Here we need to add this .jar with our projects
1. poi-3.10-FINAL-20140208.jar if we try to read only .xls file then it is enough but if we try to read .xlsx file then we need to add this .jar as given below.
2.poi-ooxml-3.10-FINAL-20140208.jar
3.poi-ooxml-schemas-3.10-FINAL-20140208.jar
4.xmlbeans-2.3.0.jar
5.dom4j-1.6.1.jar
Code For Reading .xls File
import java.io.File;
import java.io.FileInputStream;
import java.io.IOException;
import java.io.InputStream;
import java.util.ArrayList;
import org.apache.poi.hssf.eventusermodel.HSSFEventFactory;
import org.apache.poi.hssf.eventusermodel.HSSFListener;
import org.apache.poi.hssf.eventusermodel.HSSFRequest;
import org.apache.poi.hssf.record.BOFRecord;
import org.apache.poi.hssf.record.BoundSheetRecord;
import org.apache.poi.hssf.record.LabelSSTRecord;
import org.apache.poi.hssf.record.NumberRecord;
import org.apache.poi.hssf.record.Record;
import org.apache.poi.hssf.record.RowRecord;
import org.apache.poi.hssf.record.SSTRecord;
import org.apache.poi.poifs.filesystem.POIFSFileSystem;
public class EventModelXls
implements HSSFListener {
private SSTRecord sstrec;
//Give the SheetName which we want to read
String mySheetName="Sheet2";
ArrayList allSheetName =new ArrayList();
int j=0;
/**
* This method listens for incoming records and handles them as required.
*
* @param record The record that was found while reading.
*/
@Override
public void processRecord(Record record) {
switch (record.getSid()) {
// the BOFRecord can represent either the beginning of a sheet or the workbook
case BOFRecord.sid:
BOFRecord bof = (BOFRecord) record;
if (bof.getType() == bof.TYPE_WORKBOOK) {
System.out.println("Encountered workbook");
// assigned to the class level member
} else if (bof.getType() == bof.TYPE_WORKSHEET) {
System.out.println("Encountered sheet reference" +"SheetName ="+allSheetName.get(j));
j++;
}
break;
case BoundSheetRecord.sid:
BoundSheetRecord bsr = (BoundSheetRecord) record;
System.out.println("New sheet named: " + bsr.getSheetname());
allSheetName.add(bsr.getSheetname());
break;
case RowRecord.sid:
RowRecord rowrec = (RowRecord) record;
System.out.println("Row found, first column at "

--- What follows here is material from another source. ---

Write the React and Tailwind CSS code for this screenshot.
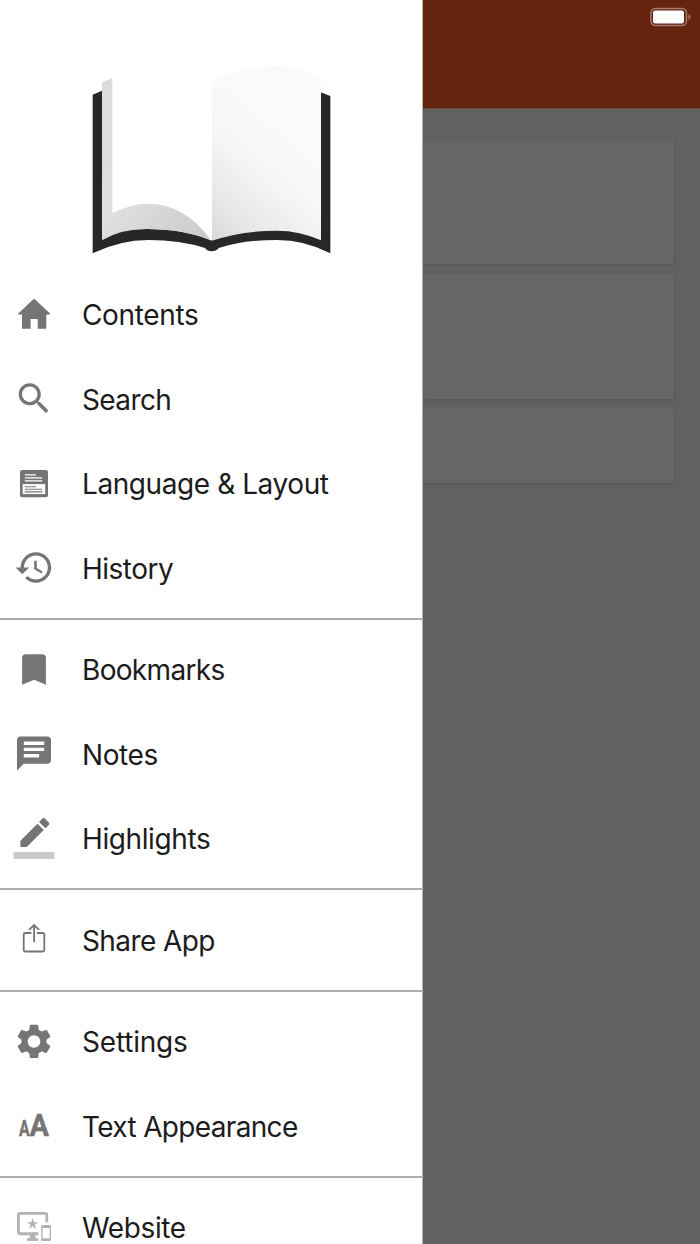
const GRAY = '#757575'

function Icon({ children, fill = GRAY }) {
  return (
    <svg viewBox="-24 -23.5 48 48" fill={fill} className="h-12 w-12 shrink-0">
      {children}
    </svg>
  )
}

function Glyph({ d, fill, transform = 'translate(-20.4 -20.4) scale(1.7)' }) {
  return (
    <Icon fill={fill}>
      <path d={d} transform={transform} />
    </Icon>
  )
}

const icons = {
  home: <Glyph transform="" d="M0.1-15.4Q.8-15.4 1.4-14.8L16.3-.8Q16.5 0 15.4 0H12.3V14.2H3.7V4.6H-3.4V14.2H-12V0H-15.2Q-16.3 0-16-.8L-1.2-14.8Q-.6-15.4 .1-15.4z" />,
  search: (
    <Glyph d="M15.5 14h-.79l-.28-.27C15.41 12.59 16 11.11 16 9.5 16 5.91 13.09 3 9.5 3S3 5.91 3 9.5 5.91 16 9.5 16c1.61 0 3.09-.59 4.23-1.57l.27.28v.79l5 4.99L20.49 19l-4.99-5zm-6 0C7.01 14 5 11.99 5 9.5S7.01 5 9.5 5 14 7.01 14 9.5 11.99 14 9.5 14z" />
  ),
  layout: (
    <Icon>
      <rect x="-14" y="-13.5" width="28" height="27.2" rx="2" />
      <path d="M-11.3.6H11.2V10.6H-11.3z" fill="#fff" />
      <path d="M-9.2-8.7H2M-9.2-5.7H8.2M-9.2-2.7H8.2" stroke="#fff" strokeWidth="1.3" />
      <path d="M-9.2 3.2H2M-9.2 5.8H8.2M-9.2 8.4H8.2" stroke={GRAY} strokeWidth="1.1" />
    </Icon>
  ),
  history: (
    <Glyph
      transform="translate(-20.2 -20.4) scale(1.7)"
      d="M13 3c-4.97 0-9 4.03-9 9H1l3.89 3.89.07.14L9 12H6c0-3.87 3.13-7 7-7s7 3.13 7 7-3.13 7-7 7c-1.93 0-3.68-.79-4.94-2.06l-1.42 1.42C8.27 19.99 10.51 21 13 21c4.97 0 9-4.03 9-9s-4.03-9-9-9zm-1 5v5l4.28 2.54.72-1.21-3.5-2.08V8H12z"
    />
  ),
  bookmark: <Glyph d="M17 3H7c-1.1 0-2 .9-2 2v16l7-3 7 3V5c0-1.1-.9-2-2-2z" />,
  notes: <Glyph d="M20 2H4c-1.1 0-1.99.9-1.99 2L2 22l4-4h14c1.1 0 2-.9 2-2V4c0-1.1-.9-2-2-2zM6 8.6h12v2H6v-2zm9 5.7H6v-2h9v2zm3-7.3H6V5h12v2z" />,
  highlight: (
    <Icon>
      <g transform="translate(-20.4 -20.4) scale(1.7)">
        <path d="M17.75 7L14 3.25l-10 10V17h3.75l10-10zm2.96-2.96c.39-.39.39-1.02 0-1.41L18.37.29c-.39-.39-1.02-.39-1.41 0L15 2.25 18.75 6l1.96-1.96z" />
        <path d="M0 20h24v4H0z" fill="#cacaca" />
      </g>
    </Icon>
  ),
  share: (
    <Icon fill="none">
      <path
        d="M-2.6-6.5H-8.8Q-10.3-6.5-10.3-5V10.5Q-10.3 12-8.8 12H8.8Q10.3 12 10.3 10.5V-5Q10.3-6.5 8.8-6.5H2.9M.1 2.8V-14.2M-5-9.6L.1-14.5L5.2-9.6"
        stroke={GRAY}
        strokeWidth="1.8"
      />
    </Icon>
  ),
  settings: (
    <Glyph
      transform="translate(-21 -20.8) scale(1.75 1.73)"
      d="M19.14 12.94c.04-.3.06-.61.06-.94 0-.32-.02-.64-.07-.94l2.03-1.58c.18-.14.23-.41.12-.61l-1.92-3.32c-.12-.22-.37-.29-.59-.22l-2.39.96c-.5-.38-1.03-.7-1.62-.94l-.36-2.54c-.04-.24-.24-.41-.48-.41h-3.84c-.24 0-.43.17-.47.41l-.36 2.54c-.59.24-1.13.57-1.62.94l-2.39-.96c-.22-.08-.47 0-.59.22L2.74 8.87c-.12.21-.08.47.12.61l2.03 1.58c-.05.3-.09.63-.09.94s.02.64.07.94l-2.03 1.58c-.18.14-.23.41-.12.61l1.92 3.32c.12.22.37.29.59.22l2.39-.96c.5.38 1.03.7 1.62.94l.36 2.54c.05.24.24.41.48.41h3.84c.24 0 .44-.17.47-.41l.36-2.54c.59-.24 1.13-.56 1.62-.94l2.39.96c.22.08.47 0 .59-.22l1.92-3.32c.12-.22.07-.47-.12-.61l-2.01-1.58zM12 15.6c-1.98 0-3.6-1.62-3.6-3.6s1.62-3.6 3.6-3.6 3.6 1.62 3.6 3.6-1.62 3.6-3.6 3.6z"
    />
  ),
  text: (
    <Icon>
      <text x="-15" y="10.2" fontFamily="Roboto, sans-serif" fontWeight="700" stroke={GRAY} strokeWidth="0.5">
        <tspan fontSize="22" textLength="10.6" lengthAdjust="spacingAndGlyphs">A</tspan>
        <tspan fontSize="32" textLength="19.4" lengthAdjust="spacingAndGlyphs">A</tspan>
      </text>
    </Icon>
  ),
  website: (
    <Glyph
      fill="#b3b3b3"
      transform="translate(-17 -17.5) scale(1.42 1.46)"
      d="M23 11.01L18 11c-.55 0-1 .45-1 1v9c0 .55.45 1 1 1h5c.55 0 1-.45 1-1v-9c0-.55-.45-.99-1-.99zM23 20h-5v-7h5v7zM20 2H2C.89 2 0 2.89 0 4v12c0 1.1.89 2 2 2h7v2H7v2h8v-2h-2v-2h2v-2H2V4h18v5h2V4c0-1.11-.9-2-2-2zm-8.03 7L11 6l-.97 3H7l2.47 1.76-.94 2.91 2.47-1.8 2.47 1.8-.94-2.91L15 9h-3.03z"
    />
  ),
}

const groups = [
  [
    ['home', 'Contents', 'tracking-[-0.35px]'],
    ['search', 'Search', 'tracking-[-0.6px]'],
    ['layout', 'Language & Layout', 'tracking-[-0.42px]'],
    ['history', 'History', 'tracking-[-0.5px]'],
  ],
  [
    ['bookmark', 'Bookmarks', 'tracking-[-0.68px]'],
    ['notes', 'Notes', 'tracking-[-0.4px]'],
    ['highlight', 'Highlights', 'tracking-[-0.4px]'],
  ],
  [['share', 'Share App', 'tracking-[-0.6px]']],
  [
    ['settings', 'Settings', 'tracking-[-0.2px]'],
    ['text', 'Text Appearance', 'tracking-[-0.66px]'],
  ],
  [['website', 'Website', 'tracking-[-0.38px]']],
]

function Book() {
  return (
    <svg viewBox="0 0 780 645" className="h-[215px] w-[260px]">
      <defs>
        <linearGradient id="left" gradientUnits="userSpaceOnUse" x1="66" y1="300" x2="330" y2="571">
          <stop offset="0" stopColor="#dcdcdc" />
          <stop offset="0.4" stopColor="#e0e0e0" />
          <stop offset="1" stopColor="#cccccc" />
        </linearGradient>
        <linearGradient id="right" gradientUnits="userSpaceOnUse" x1="380" y1="560" x2="640" y2="250">
          <stop offset="0" stopColor="#d9d9d9" />
          <stop offset="0.3" stopColor="#e9e9e9" />
          <stop offset="0.65" stopColor="#f6f6f6" />
          <stop offset="1" stopColor="#fafafa" />
        </linearGradient>
      </defs>
      <path
        d="M38 134L66 122V520H722V127L751 138V610Q675 570 590 570Q490 570 416 594Q408 604 395 604Q382 604 375 594Q300 570 205 570Q120 570 38 610z"
        fill="#272727"
      />
      <path d="M97 84Q260 30 398 92V571H392Q310 537 200 537L97 540z" fill="#fff" />
      <path d="M66 97L97 84V490Q150 461 205 461Q315 461 393 571Q310 537 200 537Q122 537 66 571z" fill="url(#left)" />
      <path d="M396 92Q500 47 602 47Q670 49 723 86V571Q660 542 590 542Q490 542 396 572z" fill="url(#right)" />
    </svg>
  )
}

function Drawer() {
  return (
    <nav className="w-[423px] shrink-0 overflow-hidden border-r border-[#b4b4b4] bg-white pt-[50px]">
      <div className="flex justify-center pr-0.5">
        <Book />
      </div>
      <div className="pt-[7.6px]">
        {groups.map((items, i) => (
          <div key={i} className="flex flex-col">
            {i > 0 && (
              <div className="flex h-[16.9px] items-center">
                <div className="h-[2px] w-full bg-[#ababab]" />
              </div>
            )}
            {items.map(([icon, label, tracking]) => (
              <div key={icon} className="flex h-[84.5px] items-center gap-6 pl-2.5">
                {icons[icon]}
                <span className={`whitespace-nowrap pt-[1px] text-[28px] leading-none text-[#1c1c1c] ${tracking}`}>{label}</span>
              </div>
            ))}
          </div>
        ))}
      </div>
    </nav>
  )
}

function Battery() {
  return (
    <svg viewBox="0 0 42 20" className="h-5 w-[42px]">
      <rect x="0.9" y="1.4" width="35.6" height="17.2" rx="4.5" fill="none" stroke="#a37b6f" strokeWidth="1.5" />
      <rect x="3" y="3.6" width="31" height="12.8" rx="2.2" fill="#fff" />
      <path d="M38.4 7.2Q40.4 8 40.4 10T38.4 12.8z" fill="#a37b6f" />
    </svg>
  )
}

function Card({ className }) {
  return <div className={`rounded-r-[2px] bg-[#666666] shadow-[1px_2px_2px_#5a5a5a] ${className}`} />
}

export default function App() {
  return (
    <div className="flex h-[1244px] w-[700px] overflow-hidden bg-white font-['Inter',sans-serif]">
      <Drawer />
      <main className="flex-1 bg-[#616161]">
        <header className="flex h-[109px] justify-end border-b border-[#6b4a40] bg-[#66230f] pr-2 pt-[7px]">
          <Battery />
        </header>
        <div className="flex flex-col gap-[10px] pr-[26px] pt-[31px]">
          <Card className="h-[124px]" />
          <Card className="h-[125px]" />
          <Card className="h-[74px]" />
        </div>
      </main>
    </div>
  )
}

+ rowrec.getFirstCol() + " last column at " + rowrec.getLastCol());
break;
case NumberRecord.sid:
if(mySheetName.equalsIgnoreCase(allSheetName.get(j-1).toString())){
NumberRecord numrec = (NumberRecord) record;
System.out.println("Cell found with value" + numrec.getValue()
+ " at row " + numrec.getRow() + " and column " + numrec.getColumn());
}
break;
// SSTRecords store a array of unique strings used in Excel.
case SSTRecord.sid:
sstrec = (SSTRecord) record;
for (int k = 0; k < sstrec.getNumUniqueStrings(); k++) {
System.out.println("String table value " + k + " = " + sstrec.getString(k) +sstrec.getNumStrings());
}
break;
case LabelSSTRecord.sid:
if(mySheetName.equalsIgnoreCase(allSheetName.get(j-1).toString())){
LabelSSTRecord lrec = (LabelSSTRecord) record;
System.out.println("String cell found with value "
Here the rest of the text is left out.